Typical theological debates in the West:
mode of baptism; status of the papacy; Calvinism vs. Arminianism; God’s transcendence; Cessationism/Dispensationalism vs. the continuing of the gifts of the Spirit

Typical theological debates in the non-Western world:
fate of dead ancestors; spiritual warfare; the relationship between poverty and faith; God’s immanence; conversion to Christ in a religiously pluralistic world (can you be a Muslim Christian, i.e. convert to Christ but not to Christianity? Or a “crypto-Christian”?)

What do we do with all these changes? One thing is for sure: we cannot rest on our old paradigm of how Christianity is “done.” We must think of new and creative ways to engage the world with our Christian faith. This is not mission as your parents knew it!
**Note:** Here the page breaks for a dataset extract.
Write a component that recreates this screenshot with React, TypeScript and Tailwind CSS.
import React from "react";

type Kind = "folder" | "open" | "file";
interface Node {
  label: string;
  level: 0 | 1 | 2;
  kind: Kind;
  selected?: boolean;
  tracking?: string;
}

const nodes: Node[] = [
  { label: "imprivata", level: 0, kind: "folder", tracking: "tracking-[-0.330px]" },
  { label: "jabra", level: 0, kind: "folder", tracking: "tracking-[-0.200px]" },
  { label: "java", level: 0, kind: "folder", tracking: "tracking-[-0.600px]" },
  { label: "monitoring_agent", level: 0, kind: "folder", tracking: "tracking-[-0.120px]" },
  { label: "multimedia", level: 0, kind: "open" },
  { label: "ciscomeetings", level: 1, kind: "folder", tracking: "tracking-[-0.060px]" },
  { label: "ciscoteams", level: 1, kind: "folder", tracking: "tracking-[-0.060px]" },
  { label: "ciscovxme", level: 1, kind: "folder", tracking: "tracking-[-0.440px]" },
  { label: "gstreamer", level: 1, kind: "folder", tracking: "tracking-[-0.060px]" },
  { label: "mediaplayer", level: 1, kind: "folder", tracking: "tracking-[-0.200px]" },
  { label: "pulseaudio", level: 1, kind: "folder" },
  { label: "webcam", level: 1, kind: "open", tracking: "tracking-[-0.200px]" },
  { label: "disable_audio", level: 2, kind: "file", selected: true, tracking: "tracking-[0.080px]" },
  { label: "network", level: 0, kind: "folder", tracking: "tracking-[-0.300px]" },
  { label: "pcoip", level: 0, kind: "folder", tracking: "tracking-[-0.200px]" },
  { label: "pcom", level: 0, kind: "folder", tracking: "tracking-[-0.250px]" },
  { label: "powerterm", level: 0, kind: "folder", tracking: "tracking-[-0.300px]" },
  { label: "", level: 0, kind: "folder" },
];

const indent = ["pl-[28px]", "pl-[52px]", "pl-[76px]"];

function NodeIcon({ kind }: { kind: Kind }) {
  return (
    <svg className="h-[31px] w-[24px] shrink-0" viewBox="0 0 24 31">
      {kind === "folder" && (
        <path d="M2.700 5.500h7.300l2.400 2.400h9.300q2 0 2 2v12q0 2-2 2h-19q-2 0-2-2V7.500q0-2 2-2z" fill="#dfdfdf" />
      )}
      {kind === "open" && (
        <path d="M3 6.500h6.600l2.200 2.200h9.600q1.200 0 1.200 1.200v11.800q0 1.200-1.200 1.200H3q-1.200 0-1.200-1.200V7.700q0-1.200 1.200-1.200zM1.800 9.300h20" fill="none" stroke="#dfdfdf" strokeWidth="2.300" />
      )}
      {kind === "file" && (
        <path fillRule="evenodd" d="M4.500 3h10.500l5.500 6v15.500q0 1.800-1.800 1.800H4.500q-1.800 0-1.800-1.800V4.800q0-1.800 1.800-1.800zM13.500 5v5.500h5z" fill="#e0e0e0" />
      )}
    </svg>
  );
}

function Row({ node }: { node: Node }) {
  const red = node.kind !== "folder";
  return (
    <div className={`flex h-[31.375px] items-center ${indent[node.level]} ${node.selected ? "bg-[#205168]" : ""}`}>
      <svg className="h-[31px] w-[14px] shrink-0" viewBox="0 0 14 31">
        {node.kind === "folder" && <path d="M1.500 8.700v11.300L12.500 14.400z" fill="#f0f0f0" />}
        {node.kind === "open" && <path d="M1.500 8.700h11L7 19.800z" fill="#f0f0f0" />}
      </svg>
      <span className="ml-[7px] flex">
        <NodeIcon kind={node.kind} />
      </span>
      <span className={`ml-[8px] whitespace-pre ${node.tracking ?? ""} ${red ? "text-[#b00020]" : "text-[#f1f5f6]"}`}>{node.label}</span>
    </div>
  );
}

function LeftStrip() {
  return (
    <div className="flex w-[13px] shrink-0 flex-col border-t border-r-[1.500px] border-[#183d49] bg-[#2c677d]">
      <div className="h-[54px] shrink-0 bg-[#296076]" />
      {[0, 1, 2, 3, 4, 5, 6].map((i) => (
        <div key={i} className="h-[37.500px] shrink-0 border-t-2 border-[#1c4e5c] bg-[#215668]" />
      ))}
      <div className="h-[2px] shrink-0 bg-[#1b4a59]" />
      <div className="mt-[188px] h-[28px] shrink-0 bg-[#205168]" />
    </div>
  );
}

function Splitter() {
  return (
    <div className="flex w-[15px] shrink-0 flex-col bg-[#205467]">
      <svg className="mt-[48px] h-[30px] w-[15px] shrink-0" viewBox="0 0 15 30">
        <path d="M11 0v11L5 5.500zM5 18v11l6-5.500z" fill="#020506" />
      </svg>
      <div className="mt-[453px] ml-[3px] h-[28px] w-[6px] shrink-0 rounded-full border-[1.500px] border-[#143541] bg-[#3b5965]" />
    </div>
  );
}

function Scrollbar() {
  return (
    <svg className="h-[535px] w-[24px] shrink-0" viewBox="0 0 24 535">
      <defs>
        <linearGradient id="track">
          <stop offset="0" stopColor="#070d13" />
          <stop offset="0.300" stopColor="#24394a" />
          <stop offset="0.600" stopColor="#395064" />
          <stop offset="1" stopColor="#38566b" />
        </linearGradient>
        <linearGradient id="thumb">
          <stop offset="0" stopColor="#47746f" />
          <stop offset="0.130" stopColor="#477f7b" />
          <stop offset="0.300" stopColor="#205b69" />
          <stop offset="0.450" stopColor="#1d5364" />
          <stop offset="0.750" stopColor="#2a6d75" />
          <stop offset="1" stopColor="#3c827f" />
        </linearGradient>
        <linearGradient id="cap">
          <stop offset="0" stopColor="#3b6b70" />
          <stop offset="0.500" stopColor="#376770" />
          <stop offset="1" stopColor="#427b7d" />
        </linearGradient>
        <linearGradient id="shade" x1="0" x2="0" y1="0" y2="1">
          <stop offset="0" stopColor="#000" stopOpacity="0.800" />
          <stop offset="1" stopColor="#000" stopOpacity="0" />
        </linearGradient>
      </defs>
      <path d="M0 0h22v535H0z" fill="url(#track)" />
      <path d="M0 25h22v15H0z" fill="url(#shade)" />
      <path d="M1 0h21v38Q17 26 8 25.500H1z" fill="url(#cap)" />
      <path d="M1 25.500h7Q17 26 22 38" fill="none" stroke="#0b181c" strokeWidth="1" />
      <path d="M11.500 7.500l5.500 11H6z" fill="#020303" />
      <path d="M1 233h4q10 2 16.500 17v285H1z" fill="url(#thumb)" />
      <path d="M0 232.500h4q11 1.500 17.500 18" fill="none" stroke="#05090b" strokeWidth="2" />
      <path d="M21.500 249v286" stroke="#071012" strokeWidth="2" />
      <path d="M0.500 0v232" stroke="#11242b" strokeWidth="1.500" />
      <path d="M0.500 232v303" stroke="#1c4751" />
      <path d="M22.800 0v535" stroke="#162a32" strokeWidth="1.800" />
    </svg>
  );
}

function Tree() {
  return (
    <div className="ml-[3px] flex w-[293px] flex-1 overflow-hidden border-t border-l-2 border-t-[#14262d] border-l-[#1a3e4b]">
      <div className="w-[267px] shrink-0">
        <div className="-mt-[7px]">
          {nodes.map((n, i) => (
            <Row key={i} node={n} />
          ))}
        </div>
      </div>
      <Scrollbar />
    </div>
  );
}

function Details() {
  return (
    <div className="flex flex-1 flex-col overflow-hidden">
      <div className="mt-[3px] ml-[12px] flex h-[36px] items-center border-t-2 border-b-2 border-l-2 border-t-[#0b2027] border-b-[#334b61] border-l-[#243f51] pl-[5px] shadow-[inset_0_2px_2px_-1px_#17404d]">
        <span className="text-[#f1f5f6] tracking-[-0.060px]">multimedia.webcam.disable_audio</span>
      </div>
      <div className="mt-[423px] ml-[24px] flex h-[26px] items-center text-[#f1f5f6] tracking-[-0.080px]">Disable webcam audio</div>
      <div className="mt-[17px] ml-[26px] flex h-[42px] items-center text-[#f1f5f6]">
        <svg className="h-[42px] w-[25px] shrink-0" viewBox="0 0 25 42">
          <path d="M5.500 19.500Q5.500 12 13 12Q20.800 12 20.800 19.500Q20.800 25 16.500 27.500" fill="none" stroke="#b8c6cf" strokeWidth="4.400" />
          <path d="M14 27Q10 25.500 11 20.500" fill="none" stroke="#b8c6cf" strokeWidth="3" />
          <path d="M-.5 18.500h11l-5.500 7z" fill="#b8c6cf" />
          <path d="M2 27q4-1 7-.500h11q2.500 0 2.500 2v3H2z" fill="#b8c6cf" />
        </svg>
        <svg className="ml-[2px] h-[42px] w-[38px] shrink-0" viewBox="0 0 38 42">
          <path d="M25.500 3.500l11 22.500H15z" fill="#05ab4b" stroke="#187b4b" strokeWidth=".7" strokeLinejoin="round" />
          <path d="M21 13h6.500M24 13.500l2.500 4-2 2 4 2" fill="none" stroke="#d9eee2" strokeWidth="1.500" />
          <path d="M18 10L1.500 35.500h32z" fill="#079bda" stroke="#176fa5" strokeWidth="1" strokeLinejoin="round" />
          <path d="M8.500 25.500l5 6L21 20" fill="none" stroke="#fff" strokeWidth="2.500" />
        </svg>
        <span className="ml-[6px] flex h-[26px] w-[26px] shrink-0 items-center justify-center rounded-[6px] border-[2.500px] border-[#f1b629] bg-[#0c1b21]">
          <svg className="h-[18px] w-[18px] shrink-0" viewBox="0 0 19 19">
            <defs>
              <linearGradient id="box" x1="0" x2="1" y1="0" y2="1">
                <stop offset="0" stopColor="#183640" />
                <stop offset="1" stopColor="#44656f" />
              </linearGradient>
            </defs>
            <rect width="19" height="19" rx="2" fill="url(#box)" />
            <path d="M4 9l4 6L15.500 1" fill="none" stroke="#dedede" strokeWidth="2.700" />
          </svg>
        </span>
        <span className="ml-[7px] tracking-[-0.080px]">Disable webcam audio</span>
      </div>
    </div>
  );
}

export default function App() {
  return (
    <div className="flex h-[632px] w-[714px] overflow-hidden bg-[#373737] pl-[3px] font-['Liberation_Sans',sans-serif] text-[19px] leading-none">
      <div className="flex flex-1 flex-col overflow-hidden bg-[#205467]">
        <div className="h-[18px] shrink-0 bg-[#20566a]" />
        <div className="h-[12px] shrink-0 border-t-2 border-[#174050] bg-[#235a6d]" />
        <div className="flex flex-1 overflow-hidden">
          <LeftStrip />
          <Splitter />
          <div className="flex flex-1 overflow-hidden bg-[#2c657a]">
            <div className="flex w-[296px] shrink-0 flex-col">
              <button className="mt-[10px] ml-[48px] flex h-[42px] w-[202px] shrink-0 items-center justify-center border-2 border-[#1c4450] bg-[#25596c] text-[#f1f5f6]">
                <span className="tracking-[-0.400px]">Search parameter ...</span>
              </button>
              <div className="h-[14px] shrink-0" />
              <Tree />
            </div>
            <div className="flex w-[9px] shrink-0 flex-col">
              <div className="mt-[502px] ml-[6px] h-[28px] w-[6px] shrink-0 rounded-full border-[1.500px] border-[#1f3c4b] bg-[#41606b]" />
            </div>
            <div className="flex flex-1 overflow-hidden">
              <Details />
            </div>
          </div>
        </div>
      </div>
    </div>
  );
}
Philip Jenkins sums it up in The Next Christendom:

These newer churches preach deep personal faith and communal orthodoxy, mysticism and Puritanism, all founded on clear scriptural authority. They preach messages that, to a Westerner, appear simplistically charismatic, visionary, and apocalyptic. In this thought-world, prophecy is an everyday reality, while faith-healing, exorcism, and dream-visions are all basic components of religious sensibility. For better or worse, the dominant churches of the future could have much in common with those of medieval or early modern European times. On present evidence, a Southernized Christian future should be distinctly conservative.
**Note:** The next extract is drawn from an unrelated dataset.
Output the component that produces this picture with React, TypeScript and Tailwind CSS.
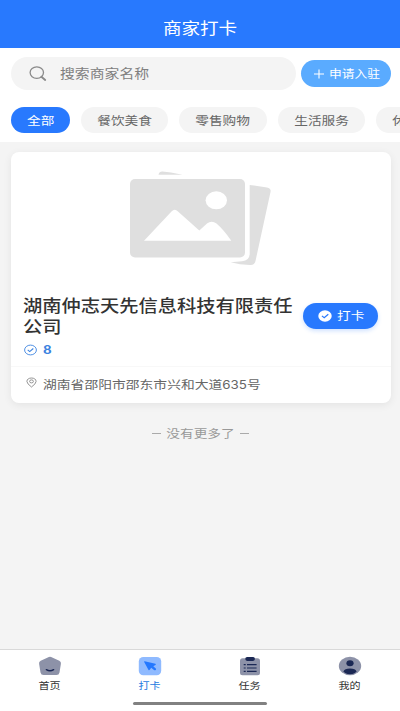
import React from "react";

type WideProps = { children: React.ReactNode; className?: string };

// Text set in an extended width, as the app's display font is.
function Wide({ children, className = "" }: WideProps) {
  return <span className={`inline-block scale-x-[1.16] whitespace-nowrap ${className}`}>{children}</span>;
}

function SearchIcon() {
  return (
    <svg className="h-4 w-[18px] shrink-0" viewBox="0 0 18 16" fill="none" stroke="#8a8a8a">
      <ellipse cx="7.800" cy="6.600" rx="6.700" ry="5.700" strokeWidth="1.300" />
      <path d="M12.400 10.800 16.200 14" strokeWidth="1.900" strokeLinecap="round" />
    </svg>
  );
}

function Placeholder() {
  return (
    <svg className="h-[96px] w-[144px]" viewBox="0 0 144 96" fill="#dfdfdf">
      <path d="M30.500 3.700Q31.300.4 34.500.6L43 1.600 54.500 3.700Z" />
      <path d="M121.700 14 139 16.400Q143.400 17.200 142.500 21L127.500 90Q126.500 94.400 122 94L112 93.200 102.700 91.200 114 90.300Q121.700 89.500 121.700 82.500Z" />
      <rect x="2" y="8" width="115" height="78.500" rx="5" />
      <ellipse cx="88.300" cy="29.300" rx="10.700" ry="9" fill="#fff" />
      <path d="M16 69.700 43.500 40.500Q46.700 37.200 50 40.500L71.300 59.500 79 52.500Q83.700 48.900 88.500 52.500 95.500 58.500 103.300 69.700Z" fill="#fff" />
    </svg>
  );
}

function HomeIcon() {
  return (
    <svg className="h-[20px] w-[24px]" viewBox="0 0 24 20">
      <path d="M9.800 1.400Q12 .3 14.200 1.400L21.300 4.700Q23.300 5.700 22.900 7.700L21.500 16.500Q21 19 18.500 19H5.500Q3 19 2.500 16.500L1.100 7.700Q.7 5.700 2.700 4.700Z" fill="#8d92a8" />
      <path d="M8.400 13.700Q12 15.900 15.600 13.700" stroke="#1b2854" strokeWidth="1.500" fill="none" strokeLinecap="round" />
    </svg>
  );
}

function CheckInIcon() {
  return (
    <svg className="h-[20px] w-[24px]" viewBox="0 0 24 20">
      <rect x=".8" y=".9" width="22.400" height="18.300" rx="4.500" fill="#8fbaff" />
      <path d="M6.700 5.200 17.400 7.800Q18.500 8.300 17.400 8.900L15.300 10.300 17.800 12.600Q18.500 13.300 17.700 14 16.900 14.700 16 13.900L13.200 11.800 11.700 13.800Q11 14.700 10.400 13.700L6.200 6Q5.900 5.100 6.700 5.200Z" fill="#2478ff" />
    </svg>
  );
}

function TaskIcon() {
  return (
    <svg className="h-[20px] w-[24px]" viewBox="0 0 24 20">
      <rect x="2" y="2.300" width="20" height="17" rx="2.500" fill="#8d92a8" />
      <rect x="7.300" y=".9" width="9.600" height="4" rx="1.800" fill="#1b2854" />
      <path d="M5.700 8.700H7.700M9 8.700H18.600M5.700 12H7.700M9 12H18.600M5.700 15.300H7.700M9 15.300H18.600" stroke="#1b2854" strokeWidth="1.200" />
    </svg>
  );
}

function MineIcon() {
  return (
    <svg className="h-[20px] w-[24px]" viewBox="0 0 24 20">
      <ellipse cx="12" cy="10" rx="11.200" ry="9.200" fill="#8d92a8" />
      <ellipse cx="12" cy="7.300" rx="3.600" ry="3" fill="#1b2854" />
      <ellipse cx="12" cy="15.300" rx="6.300" ry="2.900" fill="#1b2854" />
    </svg>
  );
}

const categories = [
  { label: "全部", size: "w-[59px]", active: true },
  { label: "餐饮美食", size: "w-[87px]", active: false },
  { label: "零售购物", size: "w-[88px]", active: false },
  { label: "生活服务", size: "w-[87px]", active: false },
  { label: "休闲娱乐", size: "w-[88px]", active: false },
];

const tabs = [
  { label: "首页", Icon: HomeIcon, active: false },
  { label: "打卡", Icon: CheckInIcon, active: true },
  { label: "任务", Icon: TaskIcon, active: false },
  { label: "我的", Icon: MineIcon, active: false },
];

export default function App() {
  return (
    <div className="flex h-[711px] w-[400px] flex-col overflow-hidden bg-[#f4f4f4] font-['Noto_Sans_CJK_SC',sans-serif]">
      <header className="flex h-12 shrink-0 items-center justify-center bg-[#2879fe] pt-[5px] text-[16px] leading-5 text-white">
        <Wide>商家打卡</Wide>
      </header>

      <section className="h-[94px] shrink-0 bg-white pt-[9px]">
        <div className="flex items-center pl-[11px]">
          <div className="flex h-[33px] w-[285px] items-center gap-[13px] rounded-full bg-[#f4f4f4] pl-[18px] text-[12.8px] leading-5 text-[#808080]">
            <SearchIcon />
            <Wide className="mb-[2px] origin-left">搜索商家名称</Wide>
          </div>
          <button className="ml-[5px] flex h-[27px] w-[90px] items-center rounded-full bg-[#5aabff] pl-[13px] text-[11px] leading-4 text-white">
            <svg className="h-[10px] w-[10px]" viewBox="0 0 10 10" stroke="white" strokeWidth="1.100">
              <path d="M0 5H10M5 .5V9.500" />
            </svg>
            <Wide className="mb-[1px] ml-[5px] origin-left">申请入驻</Wide>
          </button>
        </div>
        <div className="mt-[17px] flex gap-[11px] overflow-hidden pl-[11px]">
          {categories.map((c) => (
            <div
              key={c.label}
              className={`flex h-[26px] shrink-0 items-center justify-center rounded-full text-[11.8px] leading-4 ${c.size} ${
                c.active ? "bg-[#2879fe] text-white" : "bg-[#f4f4f4] text-[#666]"
              }`}
            >
              <Wide>{c.label}</Wide>
            </div>
          ))}
        </div>
      </section>

      <main className="flex-1 px-[11px] pt-[10px]">
        <article className="h-[251px] w-[380px] rounded-[8px] bg-white shadow-[0_2px_9px_rgba(0,0,0,0.07)]">
          <div className="flex h-[134px] pl-[117px] pt-[19px]">
            <Placeholder />
          </div>
          <div className="flex h-[81px] justify-between border-b border-[#f8f8f8] pl-[12px] pr-[13px]">
            <div className="pt-[9px]">
              <h2 className="flex flex-col items-start text-[16.600px] font-medium leading-[20.500px] text-[#333]">
                <Wide className="origin-left">湖南仲志天先信息科技有限责任</Wide>
                <Wide className="origin-left">公司</Wide>
              </h2>
              <div className="mt-[6px] flex items-center gap-[6px] pl-[1px] text-[11.500px] font-bold leading-4 text-[#3c83e0]">
                <svg className="h-[12px] w-[13px]" viewBox="0 0 13 12" fill="none" stroke="#3c83e0" strokeWidth=".9">
                  <ellipse cx="6.500" cy="6" rx="5.900" ry="4.900" />
                  <path d="M3.700 5.900 5.700 7.600 9.300 4.500" strokeWidth="1.100" />
                </svg>
                <Wide className="origin-left font-['Inter',sans-serif]">8</Wide>
              </div>
            </div>
            <button className="mt-[17px] flex h-[26px] w-[75px] shrink-0 items-center rounded-full bg-[#2879fe] pl-[15px] text-[11.800px] leading-4 text-white shadow-[0_2px_4px_rgba(40,121,254,0.22)]">
              <svg className="mb-[1px] h-3 w-[14px]" viewBox="0 0 14 12">
                <ellipse cx="7" cy="6" rx="6.700" ry="5.700" fill="#fff" />
                <path d="M3.900 5.900 6.200 7.800 10.300 4.300" fill="none" stroke="#2879fe" strokeWidth="1.200" />
              </svg>
              <Wide className="mb-[2px] ml-[5px] origin-left">打卡</Wide>
            </button>
          </div>
          <div className="flex items-center pl-[15px] pt-[7px] text-[11.900px] leading-5 text-[#666]">
            <svg className="mb-[6px] h-[11px] w-[11px]" viewBox="0 0 11 11" fill="none" stroke="#888" strokeWidth=".9">
              <path d="M5.500 10Q.9 6.700 .9 4.400C.9 2.300 2.900 1 5.500 1S10.100 2.300 10.100 4.400Q10.100 6.700 5.500 10Z" />
              <ellipse cx="5.500" cy="4.400" rx="1.900" ry="1.500" />
            </svg>
            <Wide className="mb-[1px] ml-[6px] origin-left">
              湖南省邵阳市邵东市兴和大道<span className="font-['Inter',sans-serif] text-[11.500px]">635</span>号
            </Wide>
          </div>
        </article>
        <div className="mt-[20px] flex items-center justify-center gap-[10px] pl-[1px] text-[11.800px] leading-5 text-[#999]">
          <span className="h-px w-[9px] bg-[#aaa]" />
          <Wide>没有更多了</Wide>
          <span className="h-px w-[9px] bg-[#aaa]" />
        </div>
      </main>

      <nav className="h-[62px] shrink-0 border-t border-[#d9d9d9] bg-white">
        <div className="grid h-[52px] grid-cols-4 pt-[6px]">
          {tabs.map(({ label, Icon, active }) => (
            <div
              key={label}
              className={`flex flex-col items-center text-[9.500px] leading-4 ${active ? "text-[#267bdf]" : "text-[#333]"}`}
            >
              <Icon />
              <Wide className="mt-[1px]">{label}</Wide>
            </div>
          ))}
        </div>
        <div className="mx-auto h-[3px] w-[134px] rounded-full bg-[#818181]" />
      </nav>
    </div>
  );
}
And Lamin Sanneh in Disciples of All Nations:

To a surprising extent, the cosmopolitan characteristics of classical Christianity have few parallels in the post-Western developments. There have, for example, been no heresy trials, no bloody battles of theological difference, no spectacles of killing of religious enemies, and no campaigns of state-sponsored military conversion. On the contrary, World Christianity is remarkable for its civil character, its relative peacefulness, and its nonreliance on the state instrument.